D’autres observateurs soutiennent que l’absence des membres du gouvernement pourrait bien être justifiée par le contexte flou de l’assassinat de Chérubin Okende. Même si la justice a affirmé que l’opposant s’était suicidé, l’opinion nationale a du mal à y croire. Lors de sa prise de parole le même mardi, la famille du défunt a insisté, pour qui voulait l’écouter, que Chérubin avait bel et bien été assassiné.
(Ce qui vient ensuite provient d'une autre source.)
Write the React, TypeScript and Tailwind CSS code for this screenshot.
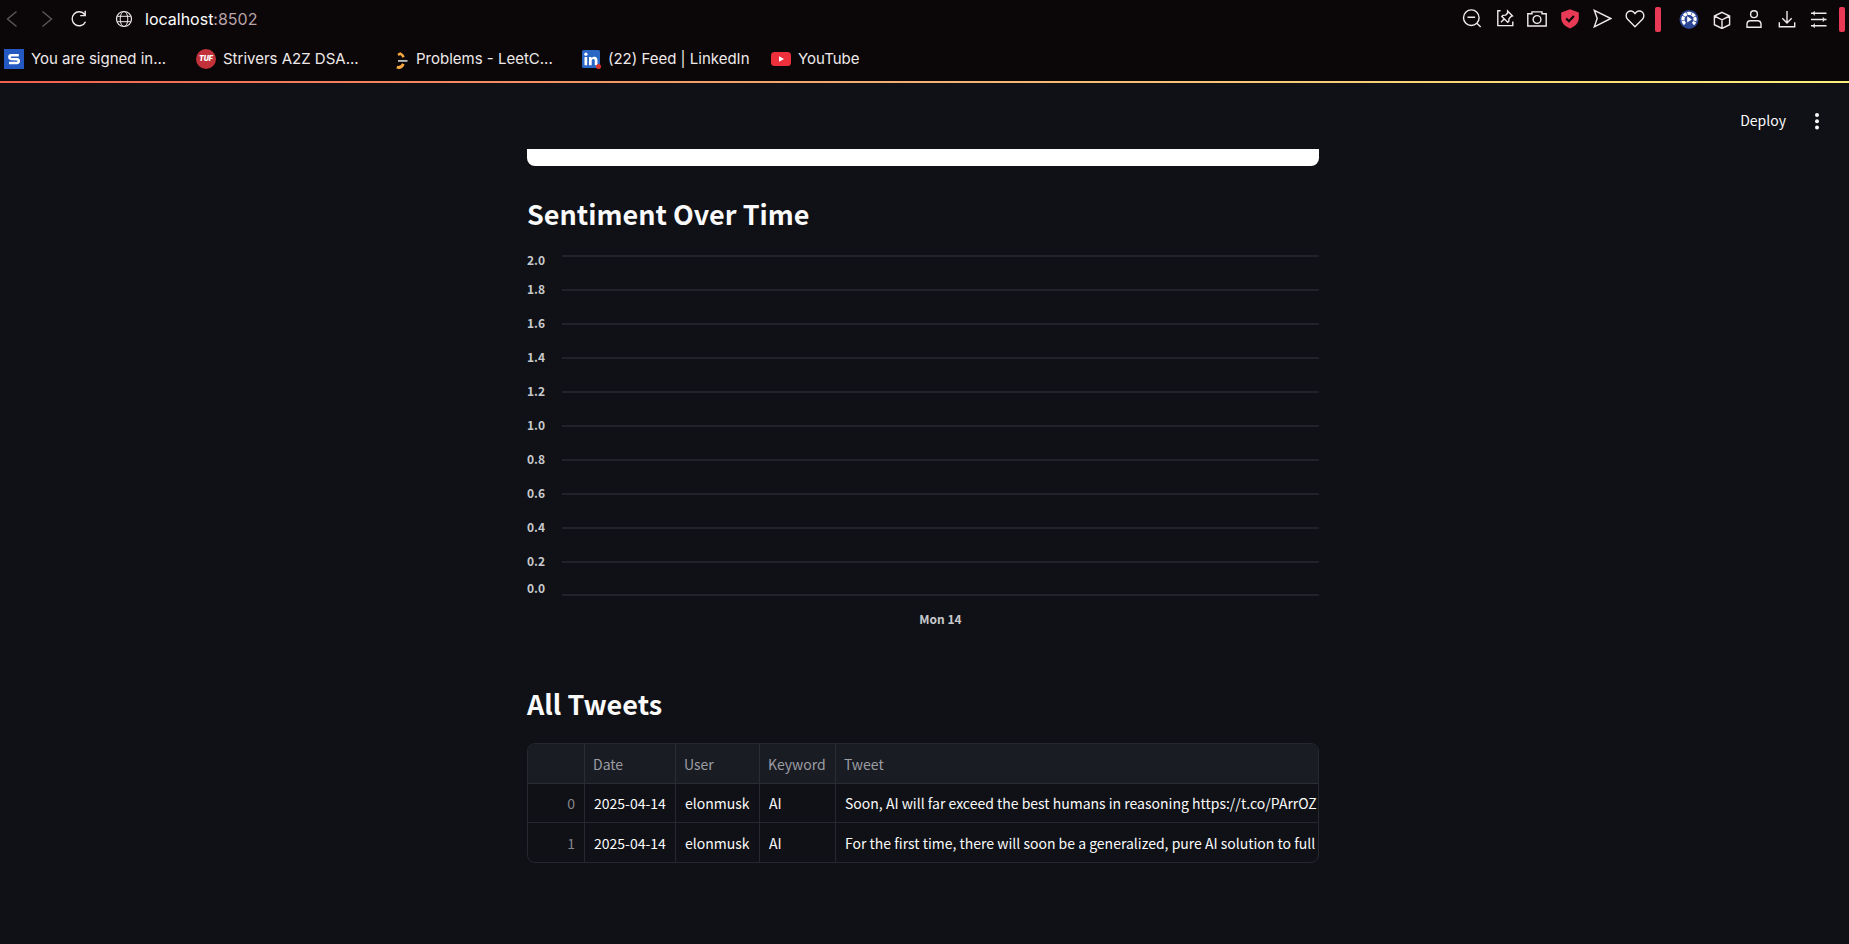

Un document attribué à l’Agence nationale des renseignements, document à cause duquel le journaliste Stanis Bujakera a même passé plus de 6 mois en prison, chargeait les renseignements militaires congolais (ex-DMIAP). Pour le régime de Kinshasa, il s’agit d’une fausse note fabriquée de toutes pièces pour salir le pouvoir. Mais, il y a peu, un autre membre de l’Union sacrée, ex-ministre du Tourisme, est revenu à la charge dans un audio qui a fuité sur les médias sociaux. Dans son élément sonore, Modero Nsimba accuse Christian Tshisekedi (frère du chef de l’Etat) et Christian Ndaywel (responsable des renseignements militaires) d’être impliqués dans le meurtre de l’opposant à cause d’une affaire relative à l’acquisition d’une villa à Kinshasa.
Partant ainsi de ces éléments fondés ou pas fondés, en dépit de la version officielle, les dirigeants congolais se sentiraient coupables. Les plus radicaux ont toujours avancé que Chérubin Okende est pour le régime Tshisekedi ce que Floribert Chebeya a été pour le régime Kabila. Par culpabilité, Kinshasa aurait bien choisi de ne pas se pointer aux obsèques d’un de leurs adversaires politiques.
Quoi qu’il en soit, ces arguments ne seraient qu’echappatoires. Rien ne pourrait justifier l’absence totale des officiels du pays à ces funérailles. En choisissant de vaquer librement à leurs occupations alors que la République enterre un ses députés nationaux, plonge le régime dans le déshonneur, l’inhumanisme. Il y a seulement quelques mois, Chérubin Okende était ministre des Transports sous Tshisekedi. Nombreux d’entre ceux qui gouvernent aujourd’hui lui ont été très proches. Il a été à leur côté lors des conseils des ministres ainsi que pendant d’importantes rencontres officielles.
Qu’il ait été tué ou qu’il se soit suicidé, rien de concluant n’aurait justifié l’absence des responsables étatiques. Bien que Chérubin Okende soit passé à l’opposition, il est tout de même resté député national du pays et ancien ministre, collègue à ceux qui sont aux affaires. Kinshasa se serait donc dépassé en agissant en vrai homme d’Etat comme dans des nations civilisées à travers un fair-play politique élégant pour prouver que l’adversité politique n’est pas une inimitié. Toutefois, comme le pensent certains, les autorités congolaises ont choisi le déshonneur, plutôt que l’honneur.
Mais, une certaine catégorie de Congolais estiment que les membres du gouvernement ont été humiliés. Sans eux, l’opposant a bénéficié des hommages mérités. De grandes personnalités politiques à l’instar de Moïse Katumbi, Matata Ponyo, Delly Sesanga, Martin Fayulu, Alexis Tambwe Mwamba, Ramazani Shadari, Jaynet Kabila, Francine Muyumba, José Endundo étaient de la partie. D’une seule émission de son, tous ont veillé puis ont conduit en sa dernière demeure l’ancien porte-parole du parti Ensemble pour la République. Pour quelques commentateurs, la réussite de l’événement sans la participation des officiels du pays est une vraie humiliation pour le régime.